Colgo l'occasione dell'articolo che linko qui sotto, per "parlare" di uno dei personaggi più nominati su questo forum nell'ultima settimana
sportivamente parlando se ne può dire di tutto, soprattutto per l'abbigliamento clochard che ha durante le partite degli zimbelli... però, ammetto che è animato da una vera fede sportiva, non certo per moda o perchè ora i Knicks sono cool (o tentano di diventarlo
). In ambito cinematografico, per quanto mi riguarda, non si discute: ha fatto dei film semplicemente grandiosi
“He got game”, meraviglia cinematografica di Spike Lee che trasuda basket da ogni fotogramma!
L’appuntamento di questa settimana con la rubrica “Film e Libri NBA” per la prima volta è dedicato ad un capolavoro del repertorio cinematografico riguardante la palla a spicchi. “He got game”, pellicola del 1998, vede come protagonista Denzel Washington nelle vesti di Jake Shuttlesworth, finito in carcere per aver involontariamente ucciso la moglie, madre dei suoi 2 figli, Jesus (Ray Allen) e la piccola Maria. Il primogenito maschio è una promessa del basket liceale, conquista le copertine dei giornali ed è prossimo a fare quella che tutti gli ripetono essere “la scelta più importante della sua vita”, cioè decidere se rendersi eleggibile al draft oppure scegliere uno dei tanti college che gli hanno offerto una borsa di studio.
Il film è tutto concentrato nella settimana precedente la scelta, in cui viene concessa la libertà vigilata a Jake affinché riesca a convincere il figlio a scegliere Big State, il college tanto caro al governatore dello stato di New York che in cambio di questo “favore” potrebbe diventare molto clemente nei riguardi del detenuto, riducendogli considerevolmente la pena. Non sarà facile per Denzel Washington convincere il figlio, nel frattempo distratto dalle pressioni della sua ragazza, dello zio adottivo, del suo coach e dei vari college che bussano di continuo alla sua porta.

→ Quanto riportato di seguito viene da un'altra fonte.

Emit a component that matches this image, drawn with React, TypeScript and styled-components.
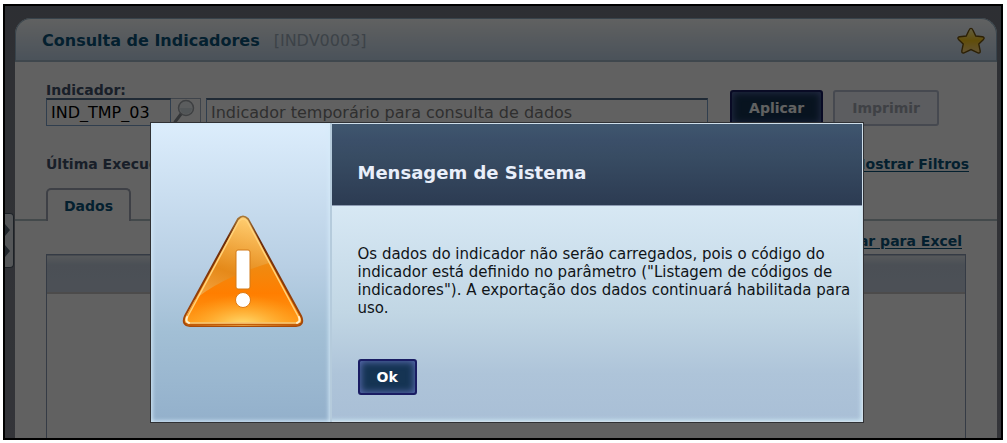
import React from 'react';
import styled, { createGlobalStyle, css } from 'styled-components';

const Global = createGlobalStyle`
  * { box-sizing: border-box; }
  html, body, #root { height: 100%; }
  body { margin: 0; background: #fff; font: 14px/16px Verdana, "DejaVu Sans", sans-serif; color: #234; overflow: hidden; }
  button, input { font-family: inherit; }
`;

const Page = styled.div`
  height: 100%;
  padding: 4px 4px 3px 3px;
`;

const Frame = styled.div`
  position: relative;
  height: 100%;
  border: 2px solid #000;
  overflow: hidden;
`;

const Screen = styled.div`
  height: 100%;
  padding: 12px 4px 0 10px;
  background: linear-gradient(#787c86, #888b96);
`;

const Panel = styled.section`
  display: flex;
  flex-direction: column;
  height: 100%;
  background: #fff;
  border-radius: 16px 16px 0 0;
`;

const PanelHeader = styled.header`
  display: flex;
  align-items: center;
  gap: 14px;
  flex: none;
  height: 44px;
  padding: 2px 10px 0 26px;
  border: 1px solid #93b0c4;
  border-bottom: 2px solid #a6bccb;
  border-radius: 16px 16px 0 0;
  background: linear-gradient(#fdffff, #c4d8ec);
  font-size: 16px;
  h1 { margin: 0; font-size: 16px; line-height: 20px; color: #0b547c; }
  span { color: #9fafbd; flex: 1; }
`;

const StarButton = styled.button`
  padding: 0;
  border: 0;
  background: none;
  svg { display: block; }
`;

const Form = styled.form`
  display: flex;
  align-items: flex-end;
  padding: 20px 58px 0 31px;
`;

const Field = styled.div`
  display: flex;
  flex-direction: column;
  flex: 1;
  label { font-weight: bold; line-height: 16px; color: #42526c; }
`;

const Inputs = styled.div`
  display: flex;
  height: 28px;
`;

const TextBox = styled.input<{ $code?: boolean }>`
  ${p => (p.$code ? css`width: 125px;` : css`flex: 1; margin-left: 5px;`)}
  min-width: 0;
  height: 28px;
  padding: 0 4px;
  border: 1px solid #7ea2cc;
  border-top: 2px solid #566f8b;
  background: #fff;
  color: ${p => (p.$code ? '#000' : '#7c7c7c')};
  font-size: 16px;
`;

const SearchButton = styled.button`
  width: 30px;
  padding: 0 1px;
  border: 1px solid #a5b4c6;
  border-left: 0;
  background: #fff;
  svg { display: block; }
`;

const Button = styled.button<{ $kind: 'primary' | 'disabled' }>`
  height: 36px;
  padding: 0 17px;
  border-radius: 3px;
  font-size: 14px;
  font-weight: bold;
  ${p => p.$kind === 'primary'
    ? css`
      border: 2px solid #1a1d63;
      background: #153453;
      box-shadow: inset 0 0 7px 1px #5a6bb0;
      color: #fff;
    `
    : css`
      border: 2px solid #b7bfd2;
      background: #f2f4fb;
      color: #a5aab6;
    `}
`;

const FormActions = styled.div`
  display: flex;
  gap: 10px;
  margin-left: 22px;
`;

const Line = styled.div<{ $top: number; $right: number }>`
  display: flex;
  justify-content: space-between;
  padding: ${p => p.$top}px ${p => p.$right}px 0 31px;
  font-weight: bold;
  color: #42526c;
  a { margin-left: auto; color: #0b547c; text-underline-offset: 2px; }
`;

const Tabs = styled.div`
  display: flex;
  margin-top: 16px;
  padding-left: 31px;
  border-bottom: 2px solid #b1c0c4;
`;

const Tab = styled.button`
  height: 33px;
  margin-bottom: -2px;
  padding: 0 16px;
  border: 2px solid #a3a9b8;
  border-bottom: 0;
  border-radius: 5px 5px 0 0;
  background: #fff;
  color: #0b547c;
  font-size: 14px;
  font-weight: bold;
`;

const Grid = styled.div`
  flex: 1;
  margin: 5px 31px 0;
  border: 1px solid #8b9bb6;
  border-bottom: 0;
`;

const GridHead = styled.div`
  height: 39px;
  border-top: 1px solid #b8c2cf;
  border-bottom: 2px solid #c9c4c4;
  background: linear-gradient(#e3e8ee, #c4d0e0 25%, #c9d2e2);
`;

const Handle = styled.button`
  position: absolute;
  left: 0;
  top: 207px;
  width: 9px;
  height: 55px;
  padding: 0;
  border: 1px solid #4e5a68;
  border-left: 0;
  border-radius: 0 4px 4px 0;
  background: #dfe5ea;
  svg { display: block; }
`;

const Overlay = styled.div`
  position: absolute;
  inset: 0;
  display: flex;
  align-items: flex-start;
  justify-content: center;
  padding: 116px 0 0 7px;
  background: rgba(0, 0, 0, 0.62);
`;

const Dialog = styled.div`
  display: flex;
  width: 714px;
  max-width: 90%;
  min-height: 301px;
  border: 1px solid #303134;
  background: #d9eaf7;
`;

const IconPane = styled.div`
  display: flex;
  justify-content: center;
  flex: none;
  width: 181px;
  padding: 91px 0 0 5px;
  border-right: 2px solid #b5cbdc;
  background: linear-gradient(#dcedfc, #b8cfe4 48%, #a2bfd5 70%, #93b0cb);
  box-shadow: inset 0 0 4px 1px #d6ebf9;
  svg { display: block; }
`;

const MessagePane = styled.div`
  flex: 1;
  display: flex;
  flex-direction: column;
  border: 1px solid #cfdfeb;
  border-left: 0;
`;

const DialogTitle = styled.h2`
  flex: none;
  margin: 0;
  padding: 39px 26px 22px;
  border-bottom: 1px solid #8d9bb2;
  background: linear-gradient(#3f566e, #3b4f69 20%, #384c63 40%, #2c3b52);
  color: #e9effa;
  font-size: 18px;
  line-height: 20px;
`;

const DialogBody = styled.div`
  flex: 1;
  padding: 39px 4px 26px 26px;
  background: linear-gradient(#d7e8f4, #c1d6e4 50%, #aec4d9 78%, #a9bfd6);
  box-shadow: inset -3px -3px 4px -2px #cfe8f4;
  color: #101418;
  p { margin: 0 0 42px; font-size: 15px; line-height: 18px; }
`;

const Star = () => (
  <svg width="30" height="30" viewBox="0 0 32 32">
    <defs>
      <linearGradient id="star" x1="0" y1="0" x2="0" y2="1">
        <stop offset="0" stopColor="#fff6a8" />
        <stop offset=".5" stopColor="#ffcb1c" />
        <stop offset="1" stopColor="#ffd98a" />
      </linearGradient>
    </defs>
    <path d="M16 2.5q1.200 0 2 1.800l3.100 6.400 7 .8q3 .6 1.200 2.800l-5 5 1.500 7.300q.2 3-2.400 2L16 25.200l-7.400 3.400q-2.600 1-2.400-2l1.500-7.300-5-5q-1.800-2.200 1.200-2.800l7-.8L14 4.300q.8-1.800 2-1.800Z" fill="url(#star)" stroke="#75550f" strokeWidth="1.500" />
  </svg>
);

const Magnifier = () => (
  <svg width="26" height="26" viewBox="0 0 26 26" fill="none">
    <path d="m9 15-6 8" stroke="#8a8e93" strokeWidth="3" strokeLinecap="round" />
    <circle cx="14" cy="9" r="7.500" fill="#eef3f6" stroke="#a3a8ad" strokeWidth="1.500" />
    <path d="M8 9h12a6 6 0 0 1-12 0Z" fill="#d8e1e6" />
  </svg>
);

const Warning = () => (
  <svg width="122" height="116" viewBox="0 0 122 116">
    <defs>
      <linearGradient id="base" x1="0" y1="0" x2="0" y2="1">
        <stop offset="0" stopColor="#ffc75f" />
        <stop offset=".45" stopColor="#f08a10" />
        <stop offset=".7" stopColor="#ff7e00" />
        <stop offset="1" stopColor="#ff9d1c" />
      </linearGradient>
      <linearGradient id="gloss" x1=".6" y1="0" x2=".3" y2="1">
        <stop offset="0" stopColor="#ffd27c" stopOpacity=".6" />
        <stop offset=".5" stopColor="#e08a1e" stopOpacity=".7" />
        <stop offset="1" stopColor="#ffc878" stopOpacity=".9" />
      </linearGradient>
      <linearGradient id="edge" x1="0" y1="0" x2="0" y2="1">
        <stop offset="0" stopColor="#a87838" />
        <stop offset=".2" stopColor="#6a2a0a" />
        <stop offset="1" stopColor="#a84a08" />
      </linearGradient>
      <radialGradient id="glow" cx=".5" cy="1" r=".5">
        <stop offset="0" stopColor="#ffe27a" />
        <stop offset="1" stopColor="#ffb22c" stopOpacity="0" />
      </radialGradient>
      <clipPath id="shape"><path d="M56 6q5-6 10 0l52 96q3 9-4 10H8q-7-1-4-10Z" /></clipPath>
    </defs>
    <path d="M56 5q5-5 10 0l53 97q4 9-5 10H8q-9-1-5-10Z" fill="url(#base)" stroke="url(#edge)" strokeWidth="2" />
    <g clipPath="url(#shape)">
      <path d="M61 0 0 110V98Q26 68 87 49L66 0Z" fill="url(#gloss)" />
      <rect x="0" y="50" width="122" height="62" fill="url(#glow)" />
      <path d="M4 110h114" stroke="#c45c08" strokeWidth="3" />
    </g>
    <path d="M57 7q4-4 8 0l51 95q3 6-2 7H8q-5-1-2-7Z" fill="none" stroke="#ffd37c" strokeWidth="1.500" />
    <path d="M5 103q-2 5 2 6M117 103q2 5-2 6" fill="none" stroke="#fff0cc" strokeWidth="2" strokeLinecap="round" />
    <rect x="54" y="36" width="14" height="39" rx="2" fill="#fff" stroke="#d27a18" />
    <circle cx="61" cy="86" r="7.500" fill="#fff" stroke="#e07a10" />
  </svg>
);

const Chevrons = () => (
  <svg width="8" height="53" viewBox="0 0 8 53" fill="#5a6876">
    <path d="M0 10 5 16 0 22ZM0 31l5 6-5 6Z" />
  </svg>
);

export default function App() {
  return (
    <Page>
      <Global />
      <Frame>
        <Screen>
          <Panel>
            <PanelHeader>
              <h1>Consulta de Indicadores</h1>
              <span>[INDV0003]</span>
              <StarButton aria-label="Favorito"><Star /></StarButton>
            </PanelHeader>
            <Form onSubmit={e => e.preventDefault()}>
              <Field>
                <label htmlFor="code">Indicador:</label>
                <Inputs>
                  <TextBox id="code" $code defaultValue="IND_TMP_03" />
                  <SearchButton type="button" aria-label="Pesquisar"><Magnifier /></SearchButton>
                  <TextBox aria-label="Descrição" readOnly value="Indicador temporário para consulta de dados" />
                </Inputs>
              </Field>
              <FormActions>
                <Button $kind="primary">Aplicar</Button>
                <Button $kind="disabled" type="button" disabled>Imprimir</Button>
              </FormActions>
            </Form>
            <Line $top={30} $right={28}>
              <span>Última Execução:</span>
              <a href="#filtros">Mostrar Filtros</a>
            </Line>
            <Tabs role="tablist"><Tab role="tab" aria-selected>Dados</Tab></Tabs>
            <Line $top={12} $right={35}><a href="#excel">Exportar para Excel</a></Line>
            <Grid><GridHead /></Grid>
          </Panel>
        </Screen>
        <Handle aria-label="Expandir menu"><Chevrons /></Handle>
        <Overlay>
          <Dialog role="dialog" aria-modal aria-labelledby="title">
            <IconPane><Warning /></IconPane>
            <MessagePane>
              <DialogTitle id="title">Mensagem de Sistema</DialogTitle>
              <DialogBody>
                <p>
                  Os dados do indicador não serão carregados, pois o código do indicador está definido no
                  parâmetro ("Listagem de códigos de indicadores"). A exportação dos dados continuará
                  habilitada para uso.
                </p>
                <Button $kind="primary">Ok</Button>
              </DialogBody>
            </MessagePane>
          </Dialog>
        </Overlay>
      </Frame>
    </Page>
  );
}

E’ un film vero, che mostra quanto un business importante come quello dell’NCAA prima e dell’NBA poi possa sconvolgere la vita di un ragazzo qualunque, che vive a Coney Island e che deve provvedere al mantenimento suo e della sua sorella minore, anch’essa forviata dalle voci che le prospettano un futuro pieno di benessere e ricchezza. Tutte le persone a lui più care cercano di avere un tornaconto personale dalla situazione, cercando di instradarlo verso questa o quell’altra direzione.
La piacevolezza della storia, unita anche alla drammaticità di alcuni suoi aspetti, è accompagnata in sottofondo dalle immagini del playground newyorchese, che a mio avviso è il vero protagonista del film. I campetti da basket, tra cui il famoso “Chop Chop Land”, non perdono mai occasione di spuntare sul teleschermo ed anche la stessa risoluzione del film si decide in un uno contro uno padre/figlio giocato al meglio degli undici canestri.
Inoltre lo stesso titolo della pellicola, “He got game”, ne è l’ennesima riprova. Non se ne può fare una traduzione “diretta”, è tipico dello slang del mondo del basket e sta ad indicare uno che ha talento. Una sorta di investitura, “il ragazzo possiede il gioco”, lo padroneggia, in un certo senso lo domina. E’ un concetto tipico del playground della Grande Mela, soprattutto delle parti di Brooklyn e dintorni (Stephon Marbury sarebbe stato il protagonista perfetto del film, essendo la sua storia personale parallela a quella del protagonista del lungometraggio).
E poi un altro aneddoto, a mio avviso emblema di quanto conti la palla a spicchi nel film. Chiunque senta dei genitori chiamare i propri figli Gesù e Maria presuppone una grande vicinanza al cattolicesimo da parte degli stessi. E’ quello che pensa anche Jesus, il coprotagonista del film, eternamente preso in giro per essere stato chiamato come il figlio di Dio. Ma in uno dei dialoghi tra padre e figlio vien fuori la verità. Il “Gesù” a cui si fa riferimento è Black Jesus (titolo anche di un libro di Buffa, uno dei prossimi che sarà recensito in questa sezione), cioè Earl Monroe, stella dei Knicks anni ’70 e vero “Dio” osannato da Jake.
Potrei continuare all’infinito a parlarvi di quanto basket esca da questa pellicola, ma preferisco preservare la piacevolezza delle 2 ore di sorpresa per i pochi che ancora non hanno avuto il piacere di vedere il film.
In conclusione, per gli amanti dell’NBA, degli States in genere e del mondo che ruota attorno al basket è un must, per chi è un po’ meno patito è anche un bel film drammatico. Assolutamente consigliato!